Information supplied:
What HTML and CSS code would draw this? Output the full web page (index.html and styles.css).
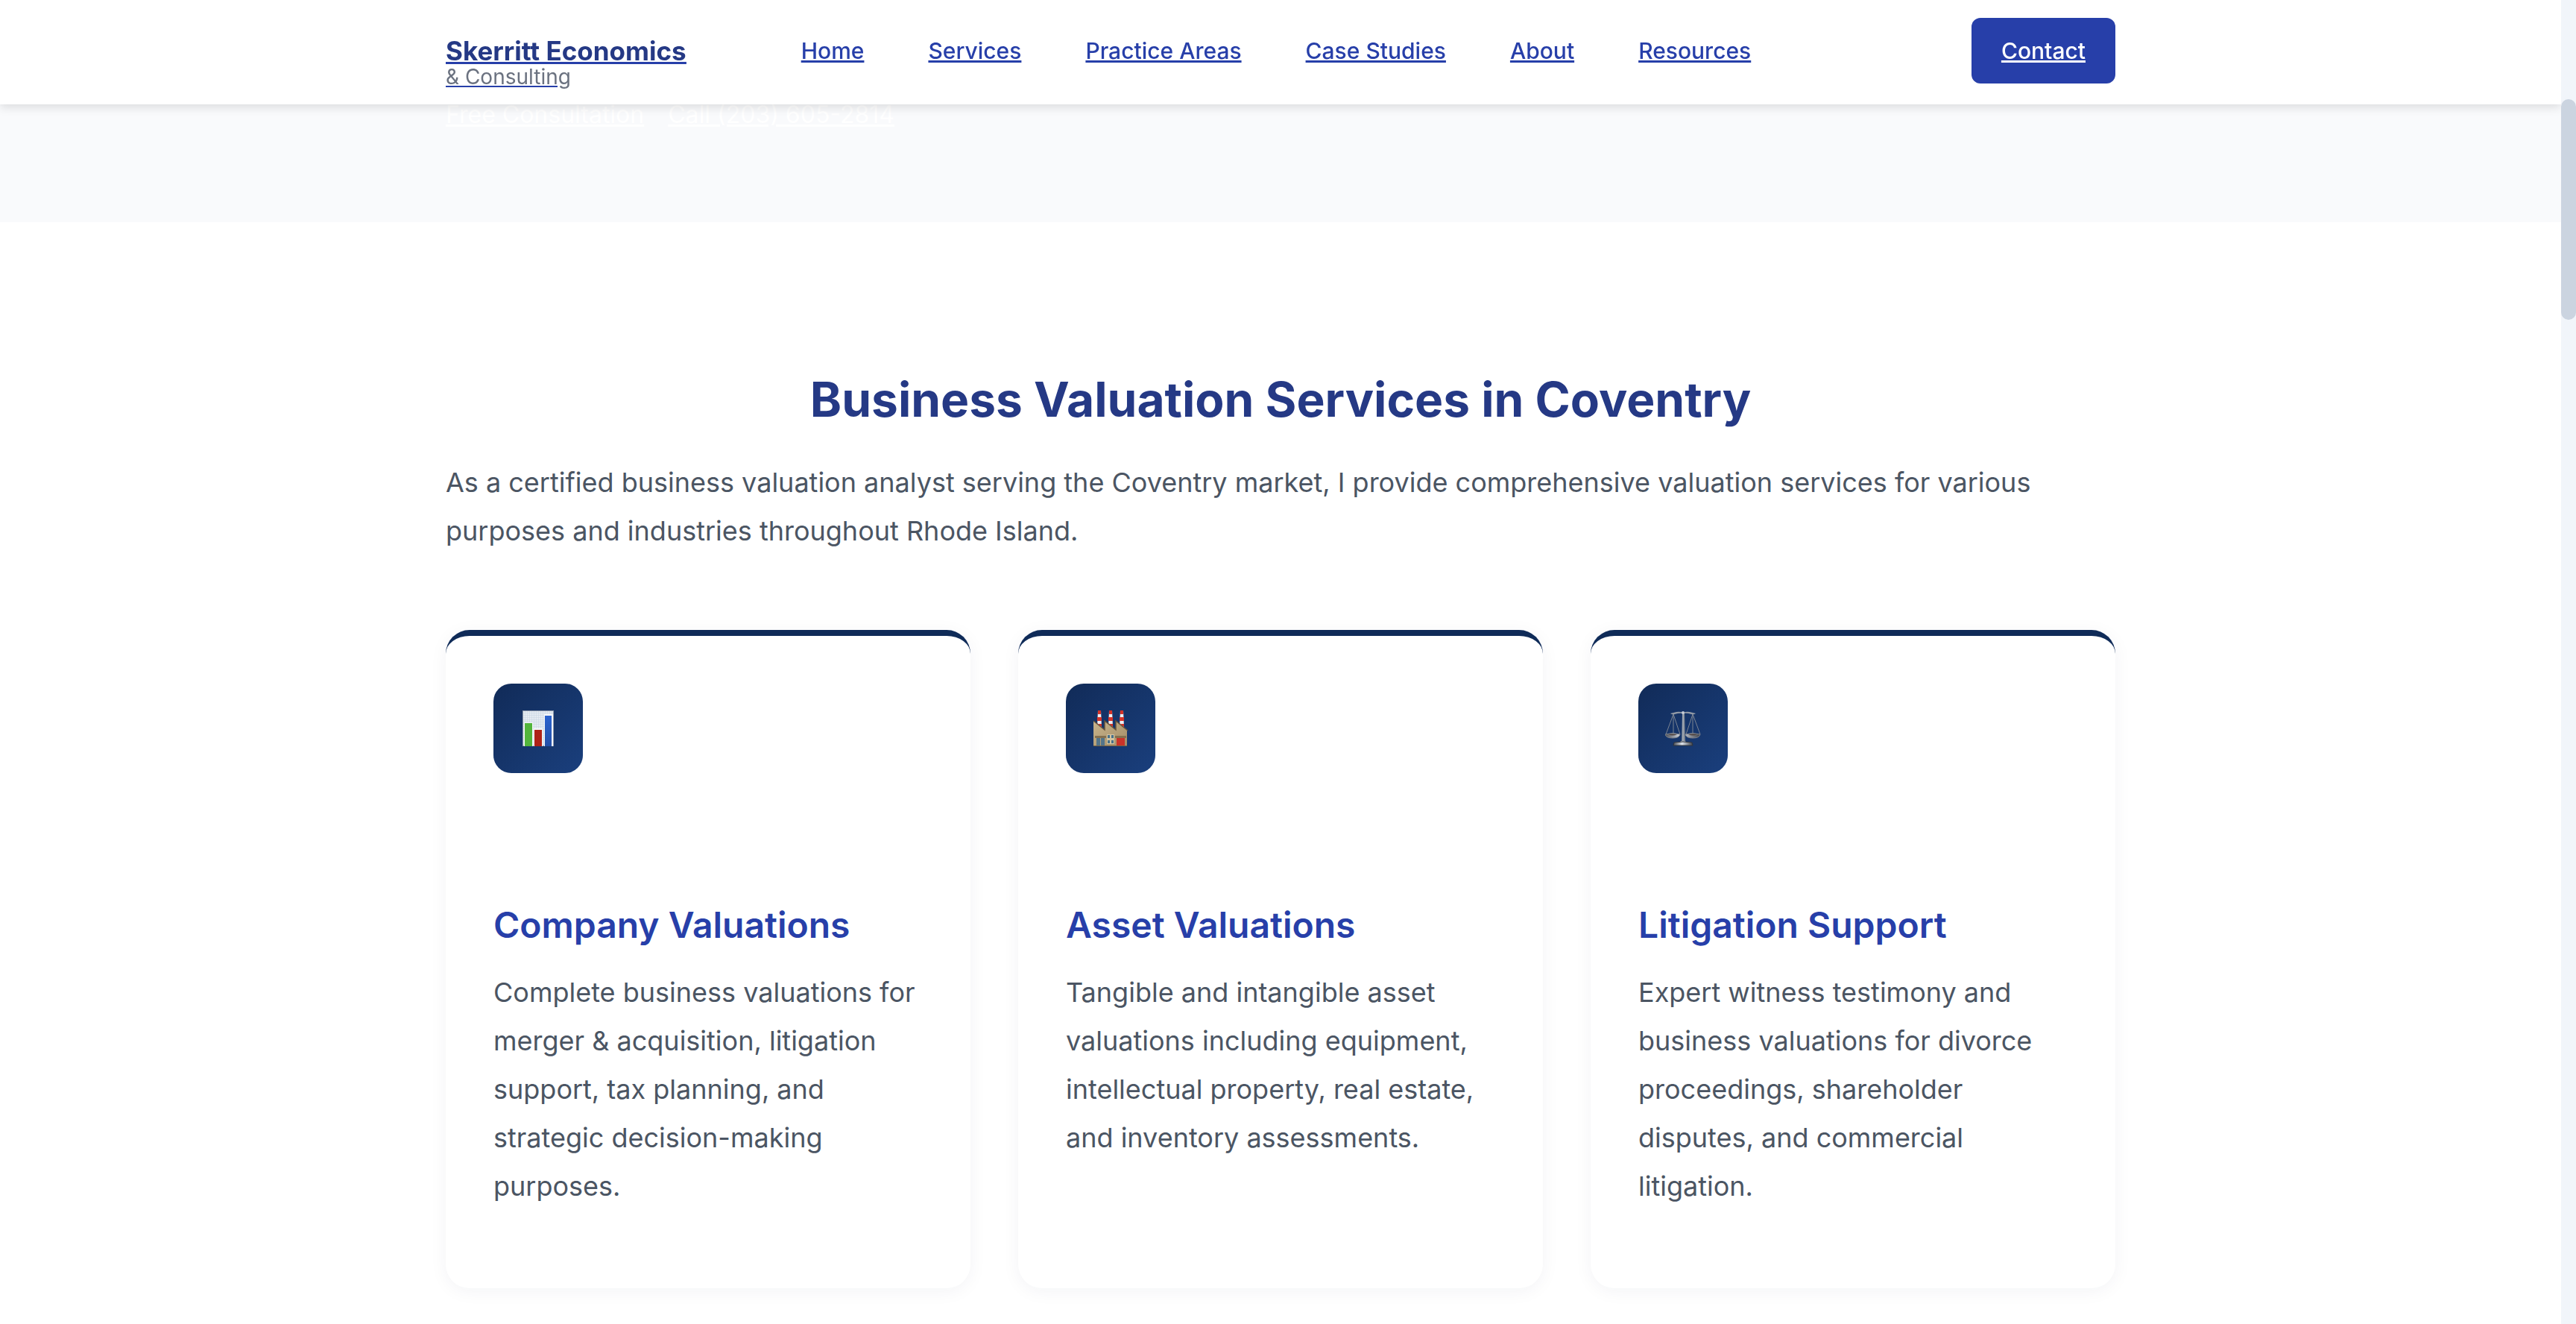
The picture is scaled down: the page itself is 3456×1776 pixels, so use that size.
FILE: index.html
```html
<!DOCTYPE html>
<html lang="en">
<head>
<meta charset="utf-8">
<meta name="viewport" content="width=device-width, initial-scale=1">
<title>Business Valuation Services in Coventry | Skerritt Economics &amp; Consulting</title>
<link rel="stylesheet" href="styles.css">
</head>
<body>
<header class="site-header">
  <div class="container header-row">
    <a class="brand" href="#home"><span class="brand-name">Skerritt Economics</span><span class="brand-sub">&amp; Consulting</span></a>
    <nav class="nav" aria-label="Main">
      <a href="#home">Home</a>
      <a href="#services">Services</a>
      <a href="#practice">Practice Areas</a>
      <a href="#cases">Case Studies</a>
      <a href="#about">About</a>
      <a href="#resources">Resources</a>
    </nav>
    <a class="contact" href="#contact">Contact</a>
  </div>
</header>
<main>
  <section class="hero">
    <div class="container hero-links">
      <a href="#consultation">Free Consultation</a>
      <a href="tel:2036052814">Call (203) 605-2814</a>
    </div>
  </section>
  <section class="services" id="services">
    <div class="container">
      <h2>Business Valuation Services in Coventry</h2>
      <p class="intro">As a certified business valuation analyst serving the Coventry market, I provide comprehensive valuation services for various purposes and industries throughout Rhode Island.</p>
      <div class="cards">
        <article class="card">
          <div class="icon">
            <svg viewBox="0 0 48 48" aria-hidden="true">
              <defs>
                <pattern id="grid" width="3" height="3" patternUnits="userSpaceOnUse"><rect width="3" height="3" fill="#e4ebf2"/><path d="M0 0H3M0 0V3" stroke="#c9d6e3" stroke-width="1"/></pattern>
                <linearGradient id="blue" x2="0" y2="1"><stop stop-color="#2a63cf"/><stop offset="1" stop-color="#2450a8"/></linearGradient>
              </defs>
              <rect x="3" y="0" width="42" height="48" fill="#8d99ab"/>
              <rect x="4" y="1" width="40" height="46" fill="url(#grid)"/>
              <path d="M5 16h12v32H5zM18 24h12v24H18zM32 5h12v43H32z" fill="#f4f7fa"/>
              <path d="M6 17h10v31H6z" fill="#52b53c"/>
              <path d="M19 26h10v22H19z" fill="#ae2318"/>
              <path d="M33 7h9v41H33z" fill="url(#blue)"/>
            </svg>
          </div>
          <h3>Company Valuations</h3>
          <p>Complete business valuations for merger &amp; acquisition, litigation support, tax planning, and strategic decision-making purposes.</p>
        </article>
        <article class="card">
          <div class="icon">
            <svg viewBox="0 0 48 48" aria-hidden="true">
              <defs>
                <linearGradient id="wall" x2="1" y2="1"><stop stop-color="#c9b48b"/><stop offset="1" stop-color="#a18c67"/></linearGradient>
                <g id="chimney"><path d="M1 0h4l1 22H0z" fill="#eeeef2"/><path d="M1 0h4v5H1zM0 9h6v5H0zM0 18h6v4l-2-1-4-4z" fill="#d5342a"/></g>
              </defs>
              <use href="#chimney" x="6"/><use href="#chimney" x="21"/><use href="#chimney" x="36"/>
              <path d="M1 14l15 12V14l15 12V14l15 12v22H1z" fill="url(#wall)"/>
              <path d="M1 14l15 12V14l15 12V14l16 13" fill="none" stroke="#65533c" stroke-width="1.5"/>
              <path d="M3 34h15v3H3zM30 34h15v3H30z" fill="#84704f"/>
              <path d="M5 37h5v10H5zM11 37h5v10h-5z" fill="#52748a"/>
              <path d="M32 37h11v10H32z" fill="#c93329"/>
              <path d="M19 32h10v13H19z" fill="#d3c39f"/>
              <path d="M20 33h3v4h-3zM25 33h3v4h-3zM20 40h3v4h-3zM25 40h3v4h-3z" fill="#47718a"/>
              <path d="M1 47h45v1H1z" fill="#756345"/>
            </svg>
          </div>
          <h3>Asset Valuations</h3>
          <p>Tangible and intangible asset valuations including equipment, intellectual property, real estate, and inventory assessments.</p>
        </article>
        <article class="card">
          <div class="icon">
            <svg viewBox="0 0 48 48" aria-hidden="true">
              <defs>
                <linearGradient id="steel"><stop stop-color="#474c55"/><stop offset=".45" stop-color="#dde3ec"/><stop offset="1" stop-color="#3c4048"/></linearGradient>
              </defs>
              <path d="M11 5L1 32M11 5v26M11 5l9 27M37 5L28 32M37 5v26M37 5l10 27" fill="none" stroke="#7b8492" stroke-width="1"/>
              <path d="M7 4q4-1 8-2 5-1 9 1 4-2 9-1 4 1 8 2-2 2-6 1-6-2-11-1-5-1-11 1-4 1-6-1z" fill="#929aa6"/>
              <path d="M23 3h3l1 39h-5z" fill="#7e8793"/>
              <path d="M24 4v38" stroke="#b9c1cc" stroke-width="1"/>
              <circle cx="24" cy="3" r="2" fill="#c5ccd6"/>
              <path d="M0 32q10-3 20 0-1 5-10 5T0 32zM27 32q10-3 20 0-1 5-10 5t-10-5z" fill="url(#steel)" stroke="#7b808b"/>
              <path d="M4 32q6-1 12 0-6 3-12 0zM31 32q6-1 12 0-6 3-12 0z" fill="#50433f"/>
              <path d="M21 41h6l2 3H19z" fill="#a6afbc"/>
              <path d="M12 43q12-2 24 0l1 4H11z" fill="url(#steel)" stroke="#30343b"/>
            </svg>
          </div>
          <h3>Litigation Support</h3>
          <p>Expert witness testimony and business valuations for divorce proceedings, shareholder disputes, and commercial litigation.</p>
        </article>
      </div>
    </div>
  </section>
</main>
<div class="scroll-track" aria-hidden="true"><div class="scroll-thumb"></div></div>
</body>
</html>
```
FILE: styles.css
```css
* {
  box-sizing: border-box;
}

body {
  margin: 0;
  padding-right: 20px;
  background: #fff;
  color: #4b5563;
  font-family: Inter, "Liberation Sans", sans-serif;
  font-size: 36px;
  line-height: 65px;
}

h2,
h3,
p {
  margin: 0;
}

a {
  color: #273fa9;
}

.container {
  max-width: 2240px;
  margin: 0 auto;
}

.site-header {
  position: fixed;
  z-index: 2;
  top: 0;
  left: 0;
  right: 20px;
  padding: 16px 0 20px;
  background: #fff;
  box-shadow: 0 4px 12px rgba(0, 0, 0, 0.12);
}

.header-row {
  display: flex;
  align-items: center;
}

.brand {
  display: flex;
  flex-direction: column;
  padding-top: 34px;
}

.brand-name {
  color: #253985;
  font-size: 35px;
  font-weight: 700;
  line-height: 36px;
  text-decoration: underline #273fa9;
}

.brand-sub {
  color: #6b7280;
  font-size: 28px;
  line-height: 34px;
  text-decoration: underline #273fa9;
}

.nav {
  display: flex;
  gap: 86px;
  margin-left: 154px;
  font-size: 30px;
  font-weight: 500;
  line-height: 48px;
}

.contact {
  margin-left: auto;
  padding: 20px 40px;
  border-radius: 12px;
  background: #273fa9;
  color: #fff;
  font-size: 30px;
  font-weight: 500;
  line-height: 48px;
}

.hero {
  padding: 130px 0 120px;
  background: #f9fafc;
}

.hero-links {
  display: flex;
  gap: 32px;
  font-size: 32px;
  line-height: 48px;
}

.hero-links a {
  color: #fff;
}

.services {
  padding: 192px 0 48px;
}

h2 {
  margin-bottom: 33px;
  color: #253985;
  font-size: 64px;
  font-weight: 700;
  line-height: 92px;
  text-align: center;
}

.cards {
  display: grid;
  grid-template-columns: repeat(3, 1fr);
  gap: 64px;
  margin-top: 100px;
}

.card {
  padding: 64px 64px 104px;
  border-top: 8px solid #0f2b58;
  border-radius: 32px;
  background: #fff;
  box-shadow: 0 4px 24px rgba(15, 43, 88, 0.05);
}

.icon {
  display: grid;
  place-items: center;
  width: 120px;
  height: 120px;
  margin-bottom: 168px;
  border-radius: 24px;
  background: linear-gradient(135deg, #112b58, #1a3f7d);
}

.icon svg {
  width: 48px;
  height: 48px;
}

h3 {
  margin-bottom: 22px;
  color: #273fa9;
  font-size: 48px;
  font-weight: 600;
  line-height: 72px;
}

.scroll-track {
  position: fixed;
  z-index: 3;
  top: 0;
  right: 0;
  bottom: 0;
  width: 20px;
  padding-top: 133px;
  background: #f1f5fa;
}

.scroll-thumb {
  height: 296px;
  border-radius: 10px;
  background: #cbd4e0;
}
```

Set task: Return a copy of every line that includes the word "size".

Response for this exercise:
The picture is scaled down: the page itself is 3456×1776 pixels, so use that size.
  font-size: 36px;
  font-size: 35px;
  font-size: 28px;
  font-size: 30px;
  font-size: 30px;
  font-size: 32px;
  font-size: 64px;
  font-size: 48px;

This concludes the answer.